OK, we are going to pin our flag to the mast – we are Design Thinkers through and through. We love applying Design Thinking in life&career planning so much so, that it was a must have in our  company name – Disegno, the Italian word meaning ‘the ability to make the drawing and intellectual capacity to invent the design’. We are all in!

What is it we love so much Design Thinking? Well, it’s simple and it works. We follow, and have been trained by, the team from Stanford University’s Design Lab and authors of the New York Times bestseller, Design Your life and the more recent edition, Design Your Work Life. 

Through our work, we support our clients, using a number of principles of Design Thinking, to take action and build their way forward towards their new business, new career or job redesign. 

First a little background on the basic principles and how we apply them…

What does it mean to be a Design Thinker?

As defined by Bill Burnett and Dave Evans of Stanford’s Design Lab, Design Thinking is more of a mindset than a set of predefined processes. It’s a generative approach based on a set of principles (see below), originally used for business innovation which is now being applied to Life Design, including career change and life transition. Life Design can be deftly applied to a range of life’s challenges including launching a business, re-entering the workplace or redesigning your career. (need to “” this)

And so to some of the key principles and framework behind Design Thinking:

Framing your Challenge.

It’s key when you have a challenge in life, whatever that may be, that you really define what it is that is causing you difficulty. For example, for women returners, it may be that you want to return to their original career but the sector has changed significantly, or you may have a great business concept but no idea how to launch it. There are always challenges in creating  a new life&career design – the key is distilling it to its core element(s) so you know what it is you are trying to design around. Framing the Challenge is always the starting point for Design Thinkers.

Your Design Team

We are all only as good as the team we have walking beside us. Building your Design Team means building your support structure. Your Design Team can draw on ex-colleagues whom you admire and trust, your social network i.e. your friends and family, your local community (school/community groups/book club). People love to help and more often than not, are delighted to be asked. We encourage our clients to explain what it is they are doing, outline their challenge and then ask for specific help. It may be that you have a Design Team supporting you in choosing your new logo and writing up a copy for your website (we did and they were amazing – thank you to them all!) or you may need to develop tech skills, design a new CV or get connected in a new sector. We recommend thinking about who can help you (not just who will have nice chats with you – that’s for another time!), write them an email or ask for a coffee and explain your challenge (remember as a Design Thinker you will have already framed your challenge). Ask for help, we guarantee people will be honored and will enjoy walking your journey with you.

Creating an Odyssey plan:

If cats have nine lives, then so do we! There are many lives that we could create as we move forward through our various chapters. Think back to when you were in your mid-twenties and how the choices you made then have shaped where you are now. The Design Thinking framework encourages us to envision and map out three future life possibilities:

  1. a variation on where you are now.
  2. if the now option was no longer available, what would life two look like.
  3. the wild card, the out there idea. 

From there, we choose based on a clearer understanding of our choice architecture i.e. how is it that we, as individuals choose.
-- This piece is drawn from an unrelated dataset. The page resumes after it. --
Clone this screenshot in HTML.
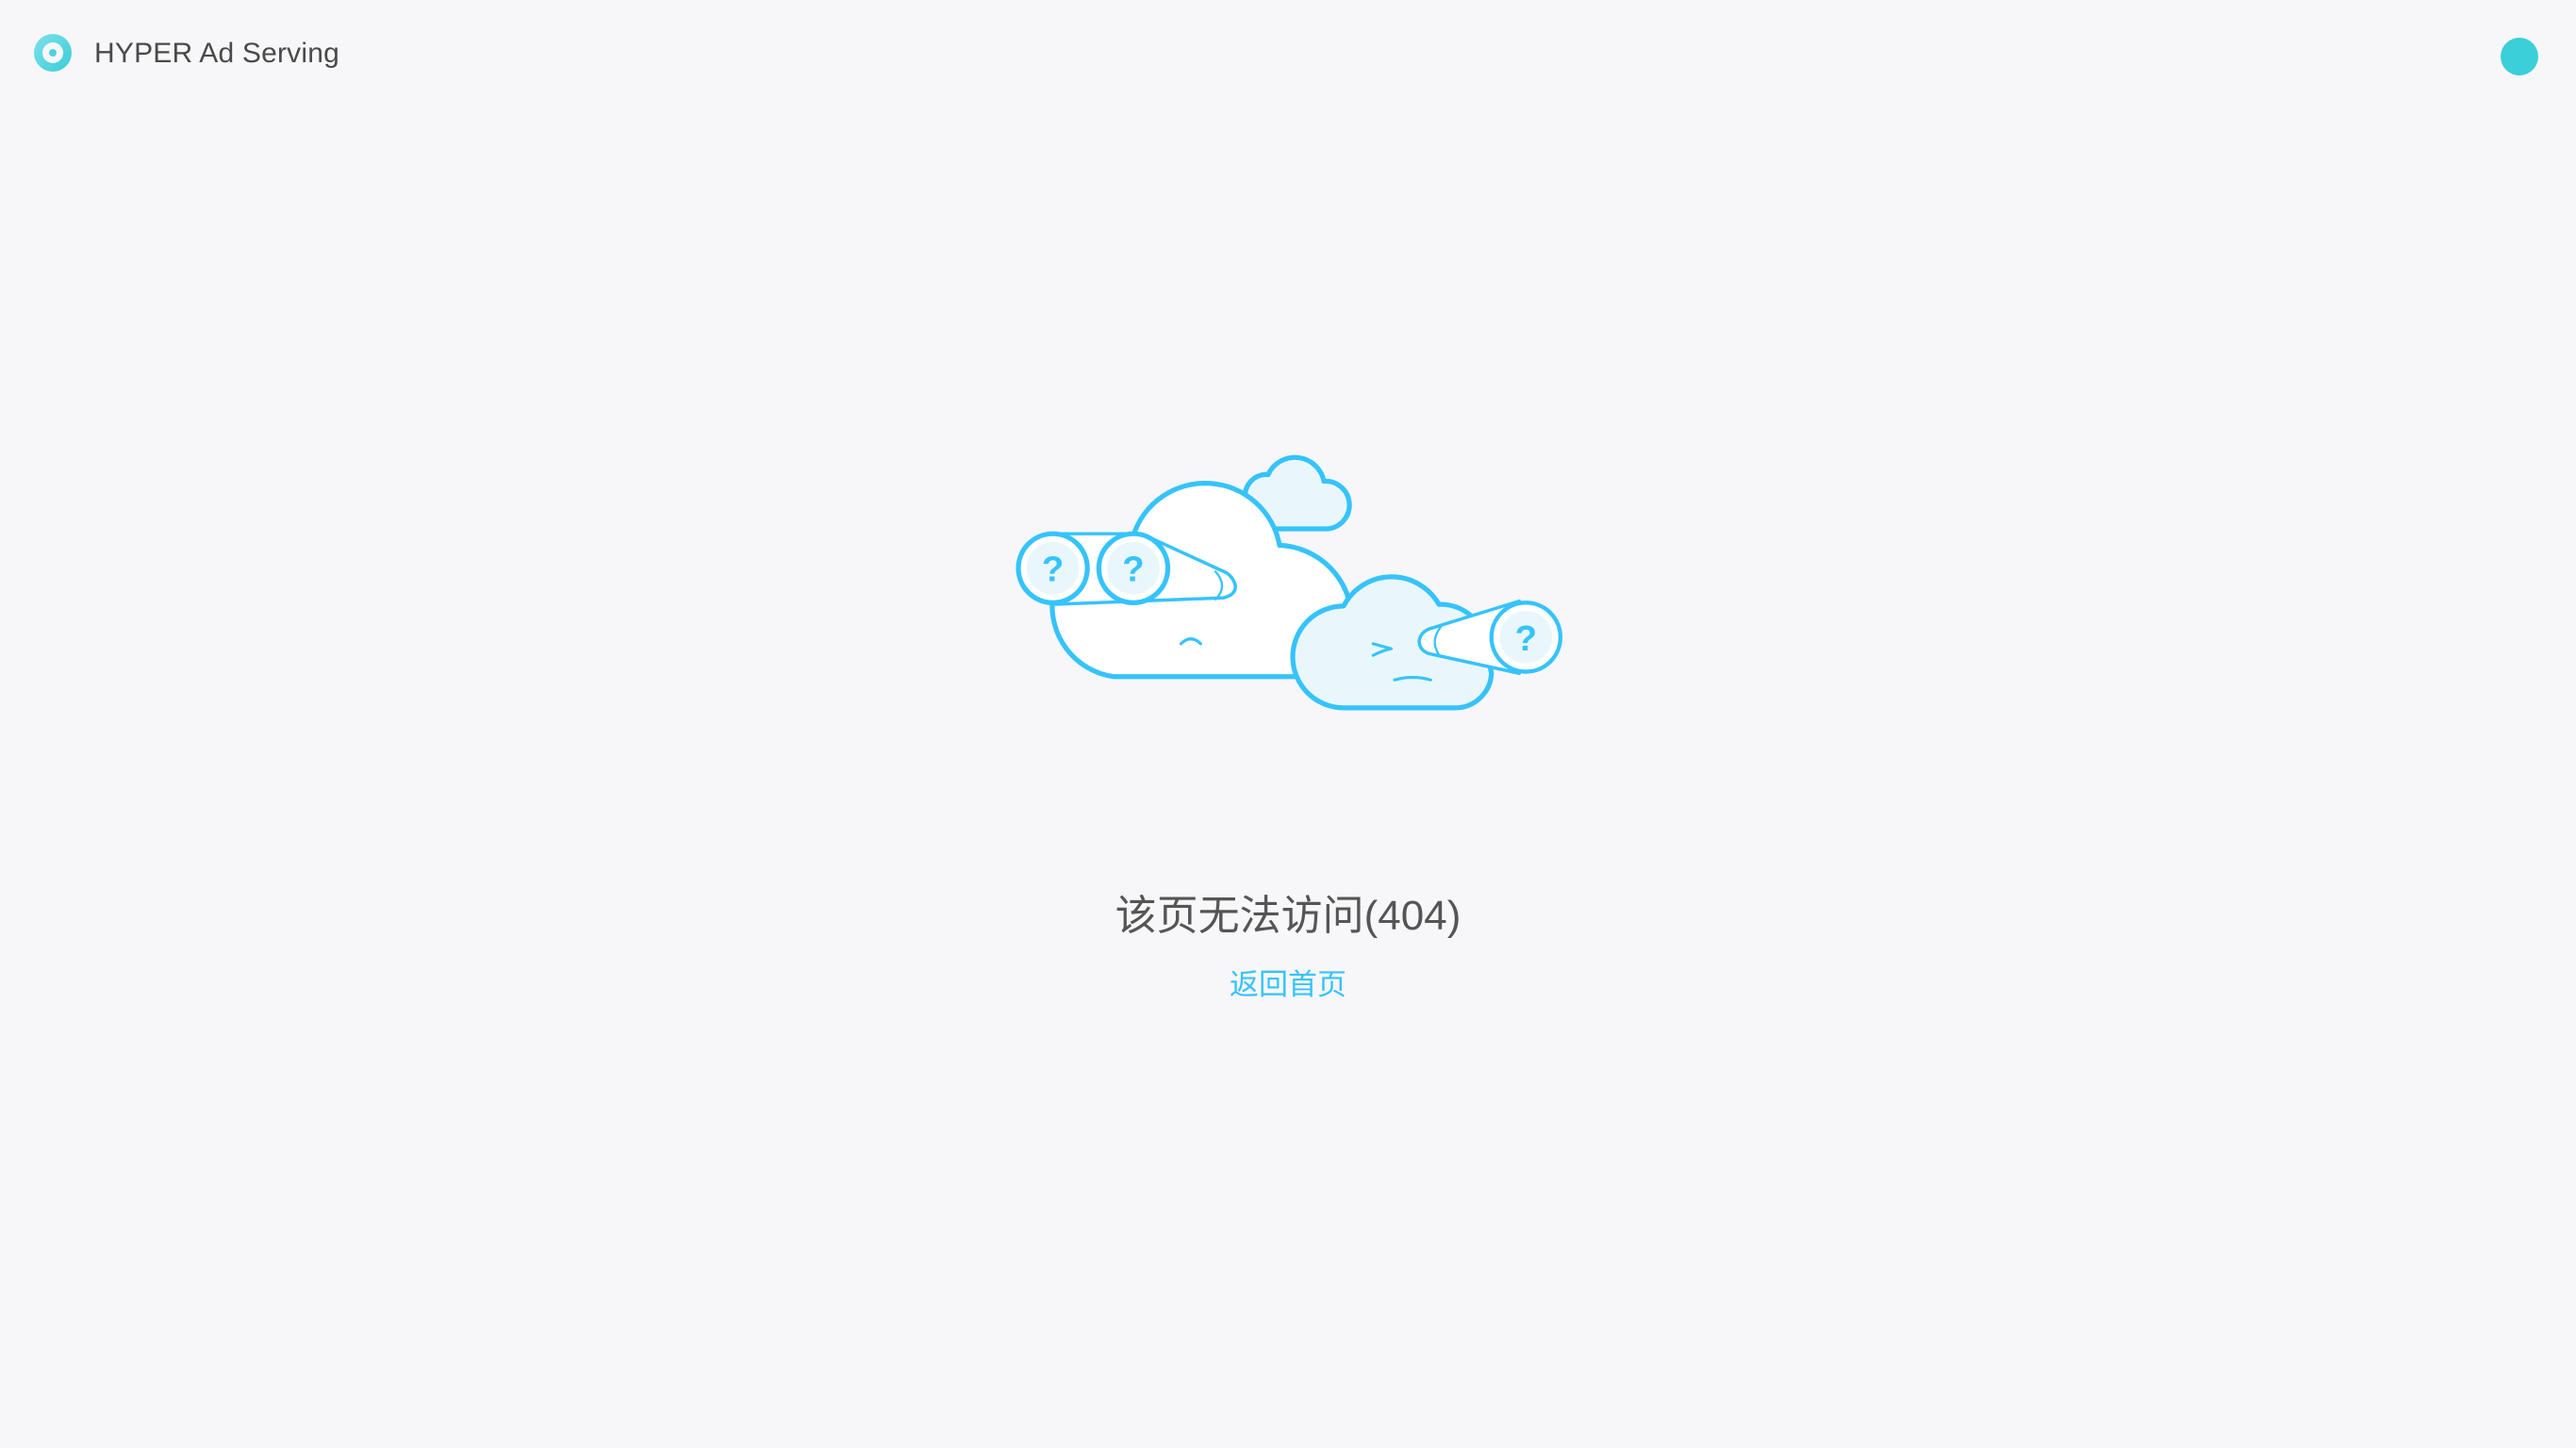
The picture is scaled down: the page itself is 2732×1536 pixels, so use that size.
<!DOCTYPE html>
<html><head><meta charset="utf-8">
<style>
html,body{margin:0;padding:0;width:2732px;height:1536px;background:#f7f7f9;overflow:hidden;font-family:"Liberation Sans","Noto Sans CJK SC",sans-serif;}
.logo{position:absolute;left:36px;top:36px;width:40px;height:40px;border-radius:50%;background:linear-gradient(135deg,#7fe0ea,#36cfd8);}
.logo:after{content:"";position:absolute;left:9px;top:9px;width:22px;height:22px;border-radius:50%;background:#f7f7f9;}
.logo:before{content:"";position:absolute;left:16px;top:16px;width:8px;height:8px;border-radius:50%;background:#4fd3de;z-index:2;}
.brand{position:absolute;left:100px;top:37px;font-size:30px;color:#4a4a4a;line-height:40px;letter-spacing:0.2px;}
.avatar{position:absolute;left:2652px;top:40px;width:40px;height:40px;border-radius:50%;background:#3bcfda;}
svg{position:absolute;left:0;top:0;}
.t1{position:absolute;left:0;width:2732px;top:940px;text-align:center;font-size:44px;line-height:64px;color:#555;}
.t2{position:absolute;left:0;width:2732px;top:1023px;text-align:center;font-size:31px;line-height:44px;color:#36c3fc;}
</style></head><body>
<div class="logo"></div>
<div class="brand">HYPER Ad Serving</div>
<div class="avatar"></div>
<svg width="2732" height="1536" viewBox="0 0 1568.3 881.7" fill="none" stroke="#36c3fc" stroke-width="3" stroke-linejoin="round" stroke-linecap="round">
  <path d="M758,302 A13,13 0 0 1 772,289 A18,18 0 0 1 806,293 A14.5,14.5 0 0 1 808,322 L775,322 Z" fill="#e9f7fd"/>
  <path d="M678,412 A43,43 0 0 1 690,326 A46,46 0 0 1 779,332 A46,46 0 0 1 823,376 L823,390 A22,22 0 0 1 801,412 Z" fill="#fff"/>
  <path d="M719,392 Q725,386 731,392" stroke-width="1.8"/>
  <path d="M641,368 L745,364 Q753,362 752,356 Q750,350 745,348 L695,325 L641,325 Z" fill="#fff" stroke-width="2"/>
  <path d="M740,348 Q748,357 740,365" stroke-width="1.3"/>
  <circle cx="641" cy="346" r="21" fill="#fff"/>
  <circle cx="641" cy="346" r="16" fill="#e9f7fd" stroke="none"/>
  <circle cx="690" cy="346" r="21" fill="#fff"/>
  <circle cx="690" cy="346" r="16" fill="#e9f7fd" stroke="none"/>
  <path d="M818,431 A31,31 0 0 1 818,369 A33,33 0 0 1 876,368 A28,28 0 0 1 905,394 L908,410 A22,22 0 0 1 886,431 Z" fill="#e9f7fd"/>
  <path d="M836,392 L847,395 Q842,396 836,399" stroke-width="1.8"/>
  <path d="M849,414 Q860,411 871,414" stroke-width="1.8"/>
  <path d="M870,383 L925,366 L925,410 L870,398 Q864,396 864,390 Q865,385 870,383 Z" fill="#fff" stroke-width="2"/>
  <path d="M877,382 Q870,391 877,400" stroke-width="1.3"/>
  <circle cx="929" cy="388" r="21" fill="#fff" stroke-width="2.5"/>
  <circle cx="929" cy="388" r="16" fill="#e9f7fd" stroke="none"/>
  <g fill="#36c3fc" stroke="none" font-family="Liberation Sans, sans-serif" font-size="22" font-weight="bold" text-anchor="middle">
    <text x="641" y="354">?</text>
    <text x="690" y="354">?</text>
    <text x="929" y="396">?</text>
  </g>
</svg>
<div class="t1">该页无法访问(404)</div>
<div class="t2">返回首页</div>
</body></html>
Once we have a sense of our destination, then we know what steps to take or which bus to catch. It may be that we get off the bus more times than we had anticipated or it may break down periodically (I lived in London for a long time!) but we still know where our destination is and what detours we may have to take. Life Design accounts for the changes en route and encourages us to refine, reflect and to take account of the changes we encounter as we build our way forward.

Prototyping:

Designers prototype – they create a product or a design, bring it to life, even in the smallest form and then refine. That is what Life Design is also about. Do you want to retrain as a teacher – wonderful, then ask if you can volunteer as an assistant in the classroom or set up a Life Design interview with a teacher from your network (remember you have a Design Team supporting you). Want to launch a food delivery business? Great, put together a list of people and deliver to them/get their feedback and refine your offer. Interested in exploring a new way of working with your team? Design a small experiment, try it out and see what you learn and what useful information the experience gives you. Prototyping is all about making the experience real, learning from it and then refining as you go. It’s about taking ideas out of our heads and into real time – that is where the learning occurs. It also helps to generate energy and support for your ideas.

Building your way forward..

Building your way forward and prototyping go hand in hand. Design Thinkers have a bias to action. It’s about taking steps, moving forward in the process, bringing your ideas to life, refining and maintaining momentum. For those of us building new careers, launching new businesses or redesigning our current career, the focus will be on building our networks, telling our stories, making connections, bringing our new idea to life in the smallest form to begin with and staying on the journey. It’s dynamic. It’s engaging. It’s energetic. When we engage in life in this way we are also, by default, more dynamic,  more engaging and energetic

It’s a process.

Life is an ongoing process. The full stop only arrives at the end. We are always learning, always moving forward. A well designed life is constantly changing, productive and evolving –  there is always the possibility for new experiences. We encourage you to apply Design Thinking to your emerging life and career plans and when you do,  we guarantee you will find life more dynamic, fruitful and fun. What is not to like!